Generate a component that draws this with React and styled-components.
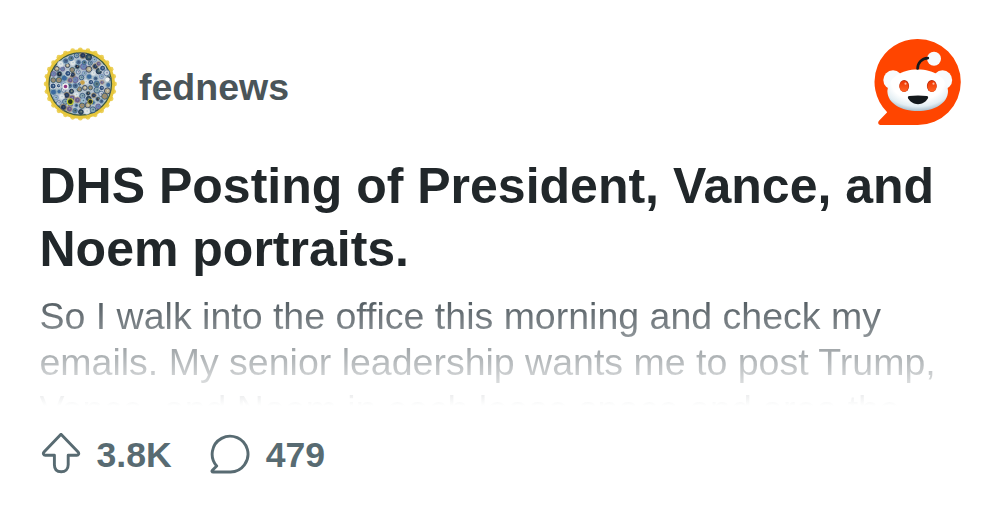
import React from "react";
import styled, { createGlobalStyle } from "styled-components";

const GlobalStyle = createGlobalStyle`
  * {
    box-sizing: border-box;
  }

  body {
    margin: 0;
    background: #ffffff;
    font-family: "Liberation Sans", Arial, sans-serif;
  }
`;

const Card = styled.article`
  display: flex;
  flex-direction: column;
  width: 1000px;
  height: 521px;
  padding: 38px 39px 0 39.5px;
  overflow: hidden;
  background: #ffffff;
`;

const Header = styled.header`
  display: flex;
  align-items: center;
  justify-content: space-between;
  height: 88px;
`;

const Community = styled.div`
  display: flex;
  align-items: center;
  gap: 19.5px;
  padding-top: 4px;
`;

const CommunityName = styled.span`
  color: #4a5559;
  font-size: 37.5px;
  font-weight: 700;
  line-height: 48px;
  margin-top: 5px;
`;

const Title = styled.h1`
  margin: 29px 0 0;
  color: #21272a;
  font-size: 50px;
  font-weight: 700;
  line-height: 62.5px;
  white-space: nowrap;
`;

const Excerpt = styled.p`
  flex: none;
  height: 113px;
  margin: 12.5px 0 0;
  overflow: hidden;
  color: transparent;
  background: linear-gradient(to bottom, #475157 0%, #ffffff 100%);
  background-clip: text;
  font-size: 37.5px;
  line-height: 46.8px;
  white-space: nowrap;
`;

const Stats = styled.footer`
  display: flex;
  align-items: center;
  gap: 37px;
  height: 50px;
  margin-top: 24.5px;
`;

const Stat = styled.div`
  display: flex;
  align-items: center;
  gap: 15px;
  color: #586b72;
  font-size: 35.6px;
  font-weight: 700;
  line-height: 48px;
`;

// rough palette of the small agency seals inside the community icon
const sealColors = [
  "#2f4f7c", "#9dbccb", "#26395a", "#5d7f88", "#e1e6e6", "#6e86b8",
  "#a38f68", "#3b6a9f", "#c3d1da", "#6a5a8c", "#345566", "#8aa9b2",
  "#4b6a90", "#b5ab8c", "#1b2b48",
];

// rings of seals, spread so that neighbours never line up
const seals = [];
[0, 6, 11.5, 17, 22.5, 28].forEach((ring, level) => {
  const count = level === 0 ? 1 : Math.round((ring * 2 * Math.PI) / 6);
  for (let i = 0; i < count; i++) {
    const n = level * 13 + i * 7 + ((i * i) % 4);
    const a = (i * 2 * Math.PI) / count + level * 0.7;
    const d = ring + ((n % 3) - 1) * 0.7;
    seals.push({
      x: 40.3 + d * Math.cos(a),
      y: 40 + d * Math.sin(a),
      r: 2.1 + (n % 4) * 0.3,
      n,
    });
  }
});

const teeth = Array.from({ length: 28 }, (_, i) => (i * 2 * Math.PI) / 28);

function CommunityIcon() {
  return (
    <svg width="80" height="80" viewBox="0 0 80 80">
      {teeth.map((a) => (
        <circle
          key={a}
          cx={40.3 + 34.2 * Math.cos(a)}
          cy={40 + 34.2 * Math.sin(a)}
          r="2.4"
          fill="#ecd05a"
        />
      ))}
      <circle cx="40.3" cy="40" r="34.8" fill="#e6c63c" />
      <circle cx="40.3" cy="40" r="31.2" fill="#b3c1cd" stroke="#3d5a45" strokeWidth="1.3" />
      {seals.map(({ x, y, r, n }) => (
        <g key={`${x}-${y}`}>
          <circle
            cx={x}
            cy={y}
            r={r}
            fill={sealColors[n % 15]}
            stroke={sealColors[(n + 4) % 15]}
            strokeWidth="0.8"
          />
          <circle
            cx={x + 0.3}
            cy={y - 0.2}
            r="0.8"
            fill={sealColors[(n * 2 + 8) % 15]}
            opacity="0.7"
          />
        </g>
      ))}
      <circle cx="25.5" cy="42.5" r="2.5" fill="#8d3482" stroke="#eeeeee" strokeWidth="1.4" />
      <circle cx="30.3" cy="57.7" r="2.9" fill="#26371d" stroke="#c4ce2e" strokeWidth="1.1" />
      <circle cx="50.3" cy="57.7" r="2.5" fill="#243329" stroke="#c6b83c" strokeWidth="0.9" />
      <circle cx="42.5" cy="38.5" r="2.3" fill="#c9a24b" />
      <circle cx="67.5" cy="35.5" r="2.2" fill="#f1f3f0" />
    </svg>
  );
}

function RedditLogo() {
  return (
    <svg width="87" height="88" viewBox="874 38 87 88">
      <defs>
        <radialGradient id="face" cx="0.5" cy="0.3" r="0.72">
          <stop offset="0.6" stopColor="#ffffff" />
          <stop offset="0.82" stopColor="#e3eef3" />
          <stop offset="1" stopColor="#9fb6c5" />
        </radialGradient>
        <linearGradient id="eye" x1="0" y1="0" x2="0" y2="1">
          <stop offset="0" stopColor="#ee3500" />
          <stop offset="1" stopColor="#ff6424" />
        </linearGradient>
      </defs>
      <path
        d="M917.8 39A43 43 0 0 1 917.8 125H880.5C878.2 125 877.4 122.5 879 120.8L887.2 112.2A42.8 42.8 0 0 1 917.8 39Z"
        fill="#ff4500"
      />
      <circle cx="893" cy="80" r="9.7" fill="#f8fbfd" />
      <circle cx="942.5" cy="80" r="9.7" fill="#f8fbfd" />
      <path
        d="M917.7 69.5C934 69.5 947 77.5 948 91C948 103.5 934 111 917.7 111S887.4 103.5 887.4 91C888.4 77.5 901.4 69.5 917.7 69.5Z"
        fill="url(#face)"
      />
      <circle cx="934" cy="58.7" r="7" fill="#f8fbfc" />
      <path
        d="M917.6 68.5C917.6 62.8 921.6 58.6 927.8 58.2"
        fill="none"
        stroke="#15191c"
        strokeWidth="2.7"
        strokeLinecap="round"
      />
      <ellipse cx="904.2" cy="86" rx="4.9" ry="5.9" fill="#b52a0c" />
      <ellipse cx="904" cy="86.3" rx="4.5" ry="5.5" fill="url(#eye)" />
      <ellipse cx="931.8" cy="86" rx="4.9" ry="5.9" fill="#b52a0c" />
      <ellipse cx="932" cy="86.3" rx="4.5" ry="5.5" fill="url(#eye)" />
      <circle cx="905.5" cy="83.7" r="1.1" fill="#ffb79b" />
      <circle cx="933.5" cy="83.7" r="1.1" fill="#ffb79b" />
      <path
        d="M909.3 96C914.5 95.3 921.5 95.3 926.7 96C928.1 96.3 928.4 97.2 927.9 98.3C926 102 922.2 104.2 918 104.2S910 102 908.1 98.3C907.6 97.2 907.9 96.3 909.3 96Z"
        fill="#14191c"
      />
    </svg>
  );
}

const StatIcon = styled.svg`
  width: 42px;
  height: 44px;
  fill: none;
  stroke: currentColor;
  stroke-width: 2.9px;
  stroke-linejoin: round;
`;

function UpvoteIcon() {
  return (
    <StatIcon viewBox="39.5 434 42 44">
      <path d="M60.5 435.3L77.6 453C78.9 454.4 78 456.2 76.4 456.2H67.7V465.7C67.7 470.3 64.8 472.8 60.7 472.8S53.9 470.3 53.9 465.7V456.2H44.8C43.1 456.2 42.2 454.4 43.5 453Z" />
    </StatIcon>
  );
}

function CommentIcon() {
  return (
    <StatIcon viewBox="208 434 42 44">
      <path d="M229.6 473H212.2C210.9 473 210.6 472 211.4 471.2L215.7 467A17.9 17.9 0 1 1 229.6 473Z" />
    </StatIcon>
  );
}

function App() {
  return (
    <>
      <GlobalStyle />
      <Card>
        <Header>
          <Community>
            <CommunityIcon />
            <CommunityName>fednews</CommunityName>
          </Community>
          <RedditLogo />
        </Header>
        <Title>
          DHS Posting of President, Vance, and
          <br />
          Noem portraits.
        </Title>
        <Excerpt>
          So I walk into the office this morning and check my
          <br />
          emails. My senior leadership wants me to post Trump,
          <br />
          Vance, and Noem in each lease space and area the
        </Excerpt>
        <Stats>
          <Stat>
            <UpvoteIcon />
            <span>3.8K</span>
          </Stat>
          <Stat>
            <CommentIcon />
            <span>479</span>
          </Stat>
        </Stats>
      </Card>
    </>
  );
}

export default App;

THE EXERCISE.
The required output is the number of lines containing the word "styled", and nothing besides.

FINAL RESULT.
11